The whole article is full of BS. It's a clear case of a geek grad-student with no life except for his research, talking to an air-head CNN reporter who has about as much common sense as fractals have in common with chaos theory.
A 125MB datarate is a 1Gbit datarate. Gigabit Ethernet has been on fiber for some time now. Firewire is promising to bump it from the top-dog spot. A 1Gb datarate in fiber is nothing new.
On another note, they may be applying chaos theory to soliton handling - but it doesn't say anything like that in the article.
Reread the first paragraph folks, it'll tell you exactly how it got into CNN.
-- What you do today will cost you a day of your life.
Could they be searching for the wrong signal? Sure, or they could be looking in the wrong place, which is more likely.
:) Why would they want to talk to someone who can't listen to their (pi/e)GHz signal?
Sagan postulated in Contact, that the signal would be so un-natural as to not be missed. A sequence of prime numbers fits the bill. Now, I recall something about the frequency being related to the natural frequency of hydrogen, and I don't quite understand that. There's plenty of hydrogen out there, all lit up and transmitting - so why blend in?
I'd say that if the signal pattern is to be unique, so should the frequency/wavelength. Maybe we're just not able to detect un-natural frequencies yet? Or, maybe they just don't want to talk to us.
-- What you do today will cost you a day of your life.

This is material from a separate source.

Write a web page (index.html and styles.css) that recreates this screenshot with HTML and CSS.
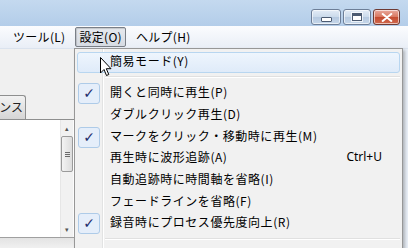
FILE: index.html
```html
<!DOCTYPE html>
<html lang="ja">
  <head>
    <meta charset="UTF-8" />
    <title>設定メニュー</title>
    <link rel="stylesheet" href="styles.css">
  </head>
  <body>
    <div class="window">
      <div class="titlebar">
        <div class="caption">
          <span class="caption__btn caption__min"><i></i></span>
          <span class="caption__btn caption__max"><i></i></span>
          <span class="caption__btn caption__close">
            <svg viewBox="0 0 14 10"><path d="M2 1 L12 9 M12 1 L2 9" stroke="#fff" stroke-width="2.4" stroke-linecap="round"/></svg>
          </span>
        </div>
      </div>
      <div class="menubar">
        <span class="menubar__item">ツール(L)</span>
        <span class="menubar__item menubar__item--open">設定(O)</span>
        <span class="menubar__item">ヘルプ(H)</span>
      </div>
      <div class="client">
        <div class="panel">
          <div class="panel__top"></div>
          <div class="tabs"><span class="tab">ンス</span></div>
          <div class="list">
            <div class="list__body"></div>
            <div class="scroll">
              <span class="scroll__arrow">▴</span>
              <span class="scroll__thumb"><i></i><i></i><i></i></span>
              <span class="scroll__space"></span>
              <span class="scroll__arrow">▾</span>
            </div>
          </div>
          <div class="panel__bottom"></div>
        </div>
        <div class="rest"></div>
      </div>
    </div>

    <div class="menu">
      <div class="menu__item menu__item--hover"><span class="menu__icon"></span><span class="menu__label">簡易モード(Y)</span></div>
      <div class="menu__sep"></div>
      <div class="menu__item"><span class="menu__icon menu__icon--check">✓</span><span class="menu__label">開くと同時に再生(P)</span></div>
      <div class="menu__item"><span class="menu__icon"></span><span class="menu__label">ダブルクリック再生(D)</span></div>
      <div class="menu__item"><span class="menu__icon menu__icon--check">✓</span><span class="menu__label">マークをクリック・移動時に再生(M)</span></div>
      <div class="menu__item"><span class="menu__icon"></span><span class="menu__label">再生時に波形追跡(A)</span><span class="menu__key">Ctrl+U</span></div>
      <div class="menu__item"><span class="menu__icon"></span><span class="menu__label">自動追跡時に時間軸を省略(I)</span></div>
      <div class="menu__item"><span class="menu__icon"></span><span class="menu__label">フェードラインを省略(F)</span></div>
      <div class="menu__item"><span class="menu__icon menu__icon--check">✓</span><span class="menu__label">録音時にプロセス優先度向上(R)</span></div>
      <div class="menu__sep"></div>
      <div class="menu__item"><span class="menu__icon"></span><span class="menu__label">自動調節をリセット(Z)</span></div>
    </div>

    <svg class="cursor" viewBox="0 0 12 20">
      <path d="M0.5 0.5 L0.5 16 L4 12.5 L6.5 18.5 L8.8 17.5 L6.3 11.7 L11 11.7 Z" fill="#fff" stroke="#000" stroke-width="1"/>
    </svg>
  </body>
</html>
```

FILE: styles.css
```css
body {
  margin: 0;
  width: 408px;
  height: 248px;
  overflow: hidden;
  position: relative;
  background: #f0f0f0;
  font-family: "Noto Sans CJK JP", "Liberation Sans", sans-serif;
  font-size: 12px;
  color: #000;
}

.window {
  display: flex;
  flex-direction: column;
  height: 248px;
}

.titlebar {
  height: 26px;
  flex: none;
  background: linear-gradient(#c4d9ef, #b3cde9);
  display: flex;
  justify-content: flex-end;
}

.caption {
  display: flex;
  gap: 2px;
  padding: 9px 8px 0 0;
}
.caption__btn {
  box-sizing: border-box;
  height: 16px;
  border: 1px solid #6d7e97;
  border-radius: 3px;
  background: linear-gradient(#e3ecf6 0%, #cbdaeb 50%, #b5c9e0 51%, #c6d7ea 100%);
  display: flex;
  align-items: center;
  justify-content: center;
  box-shadow: inset 0 0 0 1px rgba(255, 255, 255, 0.6);
}
.caption__min {
  width: 30px;
}
.caption__min i {
  width: 9px;
  height: 3px;
  margin-top: 4px;
  background: #fff;
  border: 1px solid #4c5b72;
  border-radius: 1px;
}
.caption__max {
  width: 28px;
}
.caption__max i {
  box-sizing: border-box;
  width: 10px;
  height: 8px;
  border: 1px solid #4c5b72;
  border-top-width: 3px;
  background: #fff;
  outline: 1px solid rgba(255, 255, 255, 0.7);
}
.caption__close {
  width: 27px;
  border-color: #6e3a33;
  background: linear-gradient(#e9a99d 0%, #d8775f 50%, #c44a2f 51%, #d06a4e 100%);
}
.caption__close svg {
  width: 12px;
  height: 9px;
}

.menubar {
  height: 23px;
  flex: none;
  box-sizing: border-box;
  background: linear-gradient(#fbfcfe, #e9eef6);
  border-bottom: 1px solid #dbe3ee;
  display: flex;
  align-items: center;
  padding-left: 8px;
  gap: 2px;
}
.menubar__item {
  box-sizing: border-box;
  height: 20px;
  line-height: 17px;
  padding: 0 4px;
  border: 1px solid transparent;
  white-space: nowrap;
  letter-spacing: 0.3px;
}
.menubar__item--open {
  border-color: #7a7f87;
  border-radius: 2px;
  background: linear-gradient(#e6e9ee, #d6dbe3);
  box-shadow: inset 1px 1px 1px rgba(0, 0, 0, 0.15);
  margin-left: 3px;
  margin-right: 3px;
  padding: 0 3px;
}

.client {
  flex: 1;
  display: flex;
  background: #f0f0f0;
}

.panel {
  width: 74px;
  display: flex;
  flex-direction: column;
}
.panel__top {
  height: 46px;
}
.tabs {
  height: 24px;
  border-bottom: 1px solid #8e8f8f;
  display: flex;
}
.tab {
  box-sizing: border-box;
  width: 26px;
  height: 24px;
  line-height: 22px;
  text-align: right;
  padding-right: 2px;
  overflow: hidden;
  white-space: nowrap;
  direction: rtl;
  border: 1px solid #8e8f8f;
  border-left: none;
  border-bottom: none;
  border-radius: 0 3px 0 0;
  background: linear-gradient(#f2f2f2, #d5d5d5);
  color: #222;
}
.list {
  height: 117px;
  display: flex;
  background: #fff;
  border-bottom: 1px solid #a0a0a0;
}
.list__body {
  flex: 1;
}
.scroll {
  width: 12px;
  margin-right: 1px;
  display: flex;
  flex-direction: column;
  background: #f1f1f1;
  border-left: 1px solid #e6e6e6;
}
.scroll__arrow {
  height: 16px;
  font-size: 7px;
  line-height: 16px;
  text-align: center;
  color: #555;
}
.scroll__thumb {
  box-sizing: border-box;
  height: 36px;
  border: 1px solid #9a9a9a;
  border-radius: 2px;
  background: linear-gradient(90deg, #f3f3f3, #dcdcdc);
  display: flex;
  flex-direction: column;
  justify-content: center;
  align-items: center;
  gap: 1px;
}
.scroll__thumb i {
  width: 5px;
  height: 1px;
  background: #6a6a6a;
}
.scroll__space {
  flex: 1;
}
.panel__bottom {
  flex: 1;
  background: linear-gradient(#e3e3e3, #f0f0f0);
}
.rest {
  flex: 1;
  background: #e9eff7;
}

.menu {
  position: absolute;
  left: 74px;
  top: 48px;
  width: 329px;
  height: 220px;
  box-sizing: border-box;
  padding: 2px;
  border: 1px solid #979797;
  background: linear-gradient(90deg, #f1f1f1 0 27px, #e2e3e3 27px 28px, #fff 28px 29px, #f1f1f1 29px);
  box-shadow: 2px 2px 3px rgba(0, 0, 0, 0.25);
}
.menu__item {
  box-sizing: border-box;
  height: 21.7px;
  display: flex;
  align-items: center;
  border: 1px solid transparent;
  border-radius: 3px;
  white-space: nowrap;
}
.menu__item--hover {
  height: 21px;
  margin-top: 1px;
  border-color: #b8d6f0;
  background: linear-gradient(#eef5fd, #dfebf9);
}
.menu__icon {
  box-sizing: border-box;
  width: 22px;
  height: 21px;
  margin-right: 10px;
  flex: none;
}
.menu__icon--check {
  border: 1px solid #aecbe8;
  border-radius: 3px;
  background: #e5eefa;
  color: #1f2d6e;
  font-family: "DejaVu Sans", sans-serif;
  font-size: 14px;
  font-weight: bold;
  line-height: 19px;
  text-align: center;
}
.menu__label {
  flex: 1;
  line-height: 1;
  padding-bottom: 3px;
  letter-spacing: 0.55px;
}
.menu__key {
  font-family: "Noto Sans", "Liberation Sans", sans-serif;
  font-size: 12px;
  line-height: 1;
  padding-bottom: 3px;
  margin-right: 17px;
}
.menu__sep {
  height: 1px;
  margin: 3px 0 5px 28px;
  background: #e0e0e0;
  border-bottom: 1px solid #fff;
}

.cursor {
  position: absolute;
  left: 100px;
  top: 57px;
  width: 12px;
  height: 20px;
}
```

Why not ignore both degree and background/experience,
and look at the content of the message instead?
On /. I treat all messages the same way -- I doubt them ;)
Yeah, isn't it! But hardly a new one. It's been in everyday use, at least at my University, for many years now. I suspect it's not long until it makes it as a dictionary entry:
Automagic When something occurs
automatically, as if by magic.
:-)
In recent news today industry leaders were baffled when they realized that the engineers at microsoft were actually developing something. They were developing the most chaotic OS known to man. One MS employee was quoted as saying "Yes, WINDOWS 2K (TM) will be based on such advanced chaos theory that trying to comprehend it will render you insane. So, my advice would be to just sit back and let it do what it does. This is based on years of advanced research, we have found that often people would rather not be working, or maybe they are losing -40 to 50 at quake, so in theory the machine would lock up or 'blue screen' at this point. With the chaotic fators involved, Windows 2K (TM) will be able to calculate just when to crash so as to make your life easier!"
If anyone reads this, I'll be happy =)
Anyway, from what I can find and read about the subject, commincations won't be faster because its chaotic; it will be faster because it's optic however. The value is that 1, data won't be encoded digitally, pulses, frequencies, or what not, so more data can be sent on the same signal; Phone lines for example are not digital, but analogue, and in that sense 'more' data is sent over them than can be done digitally; Think how much bandwidth it would take to send voice over a 33.6 phone line, since that is done in analogue, but nigh impossible in digital, without significant ammounts of compression and such.
Anyway, point 2, since chaotic communication isn't faster, its potentially more reliable and more secure. Anyone familiar with PGP? That may be a good example; if the two lasers could be kept in sync, or in a similar state, it then would be like continually applying a PGP encryption on the data stream; that and the fact that the PGP private and public keys change continuously because the lasers are chaotic, and not static, and are synced as well, so not only are they secure, but unpredictable. Another benefit is that applying a chaotic encryption automatically allows for the analogue transmission I mentioned earlier, so in that sense a chaotic transmission is faster.
For those arguments for noise and such, redundant and corrective data can always be sent across the wire, right? I mean, network packets are lost and retransmitted all the time now, on the internet!